Robert Buchanan

Personal information
- Full name: Robert John Buchanan
- Date of birth: 22 November 1867
- Place of birth: Edinburgh, Scotland
- Date of death: 1909 (aged 41–42)
- Place of death: Southwark, London, England
- Position: Forward

Youth career
- Johnstone

Senior career*
- Years: Team / Apps / (Gls)
- 1887–1892: Abercorn
- 1892: Sunderland Albion
- 1892–1894: Burnley / 40 / (12)
- 1894–1896: Woolwich Arsenal / 42 / (16)
- 1896–1899: Southampton / 41 / (21)
- 1899–????: Sheppey United

International career
- 1891: Scotland / 1 / (1)

= Robert Buchanan (footballer, born 1867) =

Scottish footballer (1867–1909)

Robert John Buchanan (22 November 1867 – 1909) was a Scottish international footballer, who played as a forward in the 1890s.

==Playing career==

===Early career===
Born in Edinburgh, he started his career as a youth player with Johnstone before joining Abercorn in 1887. Whilst on the books of Abercorn, he made his solitary international appearance for Scotland on 21 March 1891 scoring in a 4–3 victory over Wales.

He then moved to England to join the short-lived Sunderland Albion.

===Burnley===
After Sunderland Albion disbanded in May 1892, he transferred to Burnley, playing in the Football League First Division.
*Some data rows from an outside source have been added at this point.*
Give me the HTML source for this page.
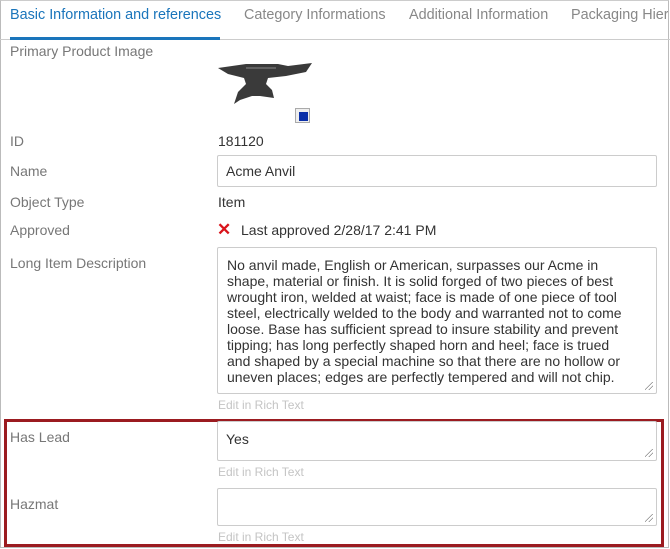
<html><head><style>
body{margin:0;width:670px;height:549px;background:#fff;font-family:"Liberation Sans",sans-serif;position:relative;overflow:hidden}
.a{position:absolute;white-space:nowrap}
.l{font-size:14px;color:#777;left:10px}
.v{font-size:14px;color:#333;left:218px}
.box{position:absolute;left:217px;width:440px;border:1px solid #ccc;border-radius:2px;background:#fff;box-sizing:border-box}
.e{font-size:12px;color:#c4c4c4;left:218px}
.g{position:absolute;right:3px;bottom:3px;width:8px;height:8px;background:linear-gradient(135deg,transparent 45%,#888 46%,#888 52%,transparent 53%,transparent 70%,#888 71%,#888 77%,transparent 78%)}
</style></head><body>
<div style="position:absolute;left:0;top:0;border:1px solid #bbb;border-top:1px solid #ccc;box-sizing:border-box;width:669px;height:548px"></div>
<div style="position:absolute;left:0;top:39px;width:670px;height:1px;background:#ccc"></div>
<div style="position:absolute;left:10px;top:37px;width:210px;height:3px;background:#1a75bb"></div>
<div style="position:absolute;left:0;top:0;width:668px;height:36px;overflow:hidden">
<div class="a" style="left:10px;top:7px;font-size:14.4px;color:#1a75bb">Basic Information and references</div>
<div class="a" style="left:244px;top:7px;font-size:14.4px;color:#888">Category Informations</div>
<div class="a" style="left:409px;top:7px;font-size:14.4px;color:#888">Additional Information</div>
<div class="a" style="left:571px;top:7px;font-size:14.4px;color:#888">Packaging Hierarchy</div>
</div>
<div class="a l" style="top:43px">Primary Product Image</div>
<svg class="a" style="left:216px;top:60px" width="100" height="50"><path d="M2 8 L30 4 L62 4 L72 6 L96 3 L90 12 L70 16 L52 18 L50 24 L56 30 L58 38 L44 36 L36 36 L24 40 L18 44 L22 32 L30 24 L28 18 L12 14 Z" fill="#3a3a3a"/><path d="M30 8 L60 8" stroke="#888" stroke-width="1"/></svg>
<div class="a" style="left:295px;top:108px;width:15px;height:15px;border:1px solid #aaa;box-sizing:border-box;background:#eee"><div style="position:absolute;left:3px;top:3px;width:9px;height:9px;background:#0a2fa8"></div></div>
<div class="a l" style="top:133px">ID</div><div class="a v" style="top:133px">181120</div>
<div class="a l" style="top:163px">Name</div>
<div class="box" style="top:155px;height:32px"><div class="a" style="left:8px;top:7px;font-size:14px;color:#333">Acme Anvil</div></div>
<div class="a l" style="top:194px">Object Type</div><div class="a v" style="top:194px">Item</div>
<div class="a l" style="top:222px">Approved</div>
<div class="a" style="left:217px;top:220px;font-size:17px;font-weight:bold;color:#d9141b">✕</div>
<div class="a v" style="left:241px;top:222px">Last approved 2/28/17 2:41 PM</div>
<div class="a l" style="top:255px">Long Item Description</div>
<div class="box" style="top:247px;height:147px"><div style="position:absolute;left:9px;top:9px;width:395px;font-size:14px;line-height:16px;color:#333">No anvil made, English or American, surpasses our Acme in shape, material or finish. It is solid forged of two pieces of best wrought iron, welded at waist; face is made of one piece of tool steel, electrically welded to the body and warranted not to come loose. Base has sufficient spread to insure stability and prevent tipping; has long perfectly shaped horn and heel; face is trued and shaped by a special machine so that there are no hollow or uneven places; edges are perfectly tempered and will not chip.</div><div class="g"></div></div>
<div class="a e" style="top:398px">Edit in Rich Text</div>
<div style="position:absolute;left:4px;top:419px;width:660px;height:128px;border:3px solid #9b1b20;box-sizing:border-box"></div>
<div class="a l" style="top:429px">Has Lead</div>
<div class="box" style="top:421px;height:40px"><div class="a" style="left:8px;top:9px;font-size:14px;color:#333">Yes</div><div class="g"></div></div>
<div class="a e" style="top:465px">Edit in Rich Text</div>
<div class="a l" style="top:496px">Hazmat</div>
<div class="box" style="top:488px;height:38px"><div class="g"></div></div>
<div class="a e" style="top:530px">Edit in Rich Text</div>
</body></html>
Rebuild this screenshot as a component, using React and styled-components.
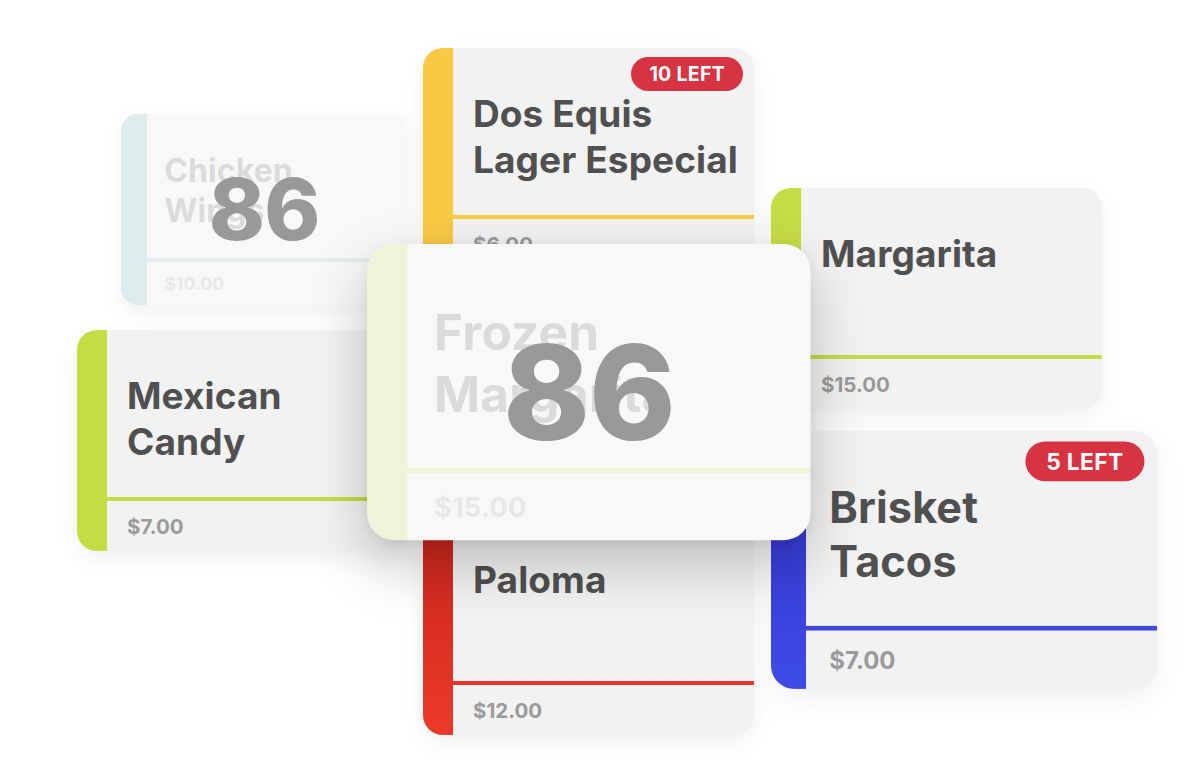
import React from "react";
import styled, { createGlobalStyle, css } from "styled-components";

const GlobalStyle = createGlobalStyle`
  html, body {
    margin: 0;
    padding: 0;
    background: #ffffff;
  }
  body {
    font-family: Inter, "Noto Sans", "Liberation Sans", sans-serif;
  }
`;

const items = [
  {
    id: "wings",
    title: ["Chicken", "Wings"],
    price: "$10.00",
    accent: "#62bcb6",
    left: 121,
    top: 114,
    scale: 0.865,
    eightySixed: true,
    z: 1,
  },
  {
    id: "dosequis",
    title: ["Dos Equis", "Lager Especial"],
    price: "$6.00",
    accent: "#f8c944",
    badge: "10 LEFT",
    left: 423,
    top: 48,
    scale: 1,
    z: 2,
  },
  {
    id: "margarita",
    title: ["Margarita"],
    price: "$15.00",
    accent: "#c6dc45",
    left: 771,
    top: 188,
    scale: 1,
    z: 2,
  },
  {
    id: "candy",
    title: ["Mexican", "Candy"],
    price: "$7.00",
    accent: "#c6dc45",
    left: 77,
    top: 330,
    scale: 1,
    z: 2,
  },
  {
    id: "paloma",
    title: ["Paloma"],
    price: "$12.00",
    accent: "#ea3629",
    stripe: "linear-gradient(180deg, #c8241b 0%, #ec3a29 100%)",
    left: 423,
    top: 514,
    scale: 1,
    z: 2,
  },
  {
    id: "brisket",
    title: ["Brisket", "Tacos"],
    price: "$7.00",
    accent: "#3d47e2",
    stripe: "linear-gradient(180deg, #3232cc 0%, #3e4be6 100%)",
    badge: "5 LEFT",
    left: 771,
    top: 431,
    scale: 1.167,
    z: 2,
  },
  {
    id: "frozen",
    title: ["Frozen", "Margarita"],
    price: "$15.00",
    accent: "#c6dc45",
    left: 367,
    top: 244,
    scale: 1.34,
    eightySixed: true,
    front: true,
    z: 5,
  },
];

export default function App() {
  return (
    <>
      <GlobalStyle />
      <Canvas>
        {items.map((item) => (
          <MenuCard
            key={item.id}
            $front={item.front}
            $faded={item.eightySixed}
            style={{
              left: item.left,
              top: item.top,
              zIndex: item.z,
              transform: `scale(${item.scale})`,
            }}
          >
            <Stripe $bg={item.stripe || item.accent} $faded={item.eightySixed} />
            <Body $faded={item.eightySixed}>
              <TitleArea>
                <Title>
                  {item.title.map((line) => (
                    <span key={line}>{line}</span>
                  ))}
                </Title>
              </TitleArea>
              <Divider $color={item.accent} />
              <PriceArea>
                <Price>{item.price}</Price>
              </PriceArea>
            </Body>
            {item.badge && <Badge>{item.badge}</Badge>}
            {item.eightySixed && <EightySix>86</EightySix>}
          </MenuCard>
        ))}
      </Canvas>
    </>
  );
}

const Canvas = styled.div`
  position: relative;
  width: 1198px;
  height: 782px;
  overflow: hidden;
  background: #ffffff;
`;

const MenuCard = styled.div`
  position: absolute;
  width: 331px;
  height: 221px;
  transform-origin: top left;
  display: grid;
  grid-template-columns: 30px 1fr;
  border-radius: 20px;
  overflow: hidden;
  background: ${(p) => (p.$faded ? "#f8f8f8" : "#f2f2f2")};
  box-shadow: 0 8px 24px rgba(0, 0, 0, 0.06);

  ${(p) =>
    p.$front &&
    css`
      box-shadow: 0 18px 44px rgba(0, 0, 0, 0.22), 0 2px 8px rgba(0, 0, 0, 0.06);
    `}
`;

const Stripe = styled.div`
  background: ${(p) => p.$bg};
  opacity: ${(p) => (p.$faded ? 0.18 : 1)};
`;

const Body = styled.div`
  display: flex;
  flex-direction: column;
  min-width: 0;
  opacity: ${(p) => (p.$faded ? 0.17 : 1)};
`;

const TitleArea = styled.div`
  flex: 1;
  padding: 43px 10px 0 20px;
`;

const Title = styled.h2`
  margin: 0;
  font-size: 37px;
  line-height: 46px;
  font-weight: 700;
  color: #505050;
  letter-spacing: 0.1px;

  span {
    display: block;
    white-space: nowrap;
  }
`;

const Divider = styled.div`
  height: 4px;
  background: ${(p) => p.$color};
`;

const PriceArea = styled.div`
  height: 50px;
  display: flex;
  align-items: center;
  padding-left: 20px;
`;

const Price = styled.span`
  font-size: 20.5px;
  font-weight: 700;
  color: #9a9a9a;
`;

const Badge = styled.div`
  position: absolute;
  top: 9px;
  right: 11px;
  height: 34px;
  padding: 0 18px;
  border-radius: 17px;
  background: #d73343;
  color: #ffffff;
  font-size: 19.5px;
  font-weight: 700;
  display: flex;
  align-items: center;
  letter-spacing: 0.3px;
`;

const EightySix = styled.div`
  position: absolute;
  inset: 0;
  display: flex;
  align-items: center;
  justify-content: center;
  font-size: 98px;
  font-weight: 800;
  color: #999999;
  letter-spacing: -1px;
  pointer-events: none;
`;
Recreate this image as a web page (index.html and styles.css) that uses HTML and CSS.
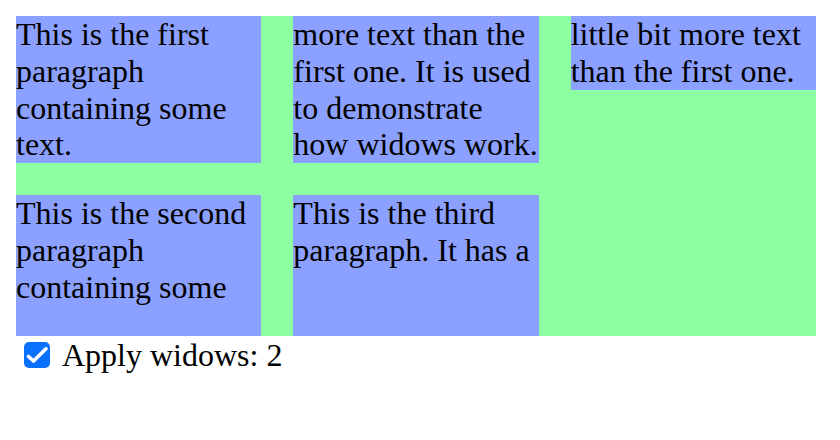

In his first season he was top scorer (jointly with Billy Bowes) with eight goals from 22 appearances, helping Burnley to finish in sixth place, their highest league finish to date. The following season, Buchanan was less successful in front of goal with only four goals from his 18 appearances, but Burnley finished the season one place higher in the league table.

===Woolwich Arsenal===
In September 1894 he moved to join Woolwich Arsenal, for 1894–95, their second season in the Football League Second Division. Playing alongside Peter Mortimer and Paddy O'Brien, he contributed nine goals from his 25 appearances, which included a goal on his debut, in Arsenal's 4–2 win over Manchester City on 29 September 1894. The following season he made 17 appearances with seven goals, switching from centre forward to inside left. In total he scored 16 goals in 44 league and cup appearances for Arsenal.

===Southampton===
He moved to the south coast in the summer of 1896 to join Southern League team Southampton St. Mary's. The Southampton public took to him immediately and his "never-give-up" attitude earned him the nickname "Death or Glory Bob". In his first season with the "Saints" he was ever-present, scoring eleven league goals as Southampton took the Southern League title for the first time. He scored a hat trick in his second appearance, a 6–1 victory over Sheppey United on 26 September 1896. He also helped Southampton reach Round 2 of the FA Cup for the first time, where they went out to Newton Heath after a replay.

The following season, he was top-scorer with ten league and six FA Cup goals as the Saints again took the Southern League championship. Saints also had a superb run in the FA Cup reaching the semi final where they went out in a replay 2–0 to Nottingham Forest. In the cup run he scored "unlikely goals" against Leicester Fosse and Newcastle United.

Although he remained with Southampton for the 1898–98 season, he only played twice. After 57 appearances for the Saints with 33 goals, he moved back to south-east London to join Sheppey United.

==Later life==
On retiring from the game, he settled in Sheerness, where he worked as an engine-fitter and died in Southwark in early 1909.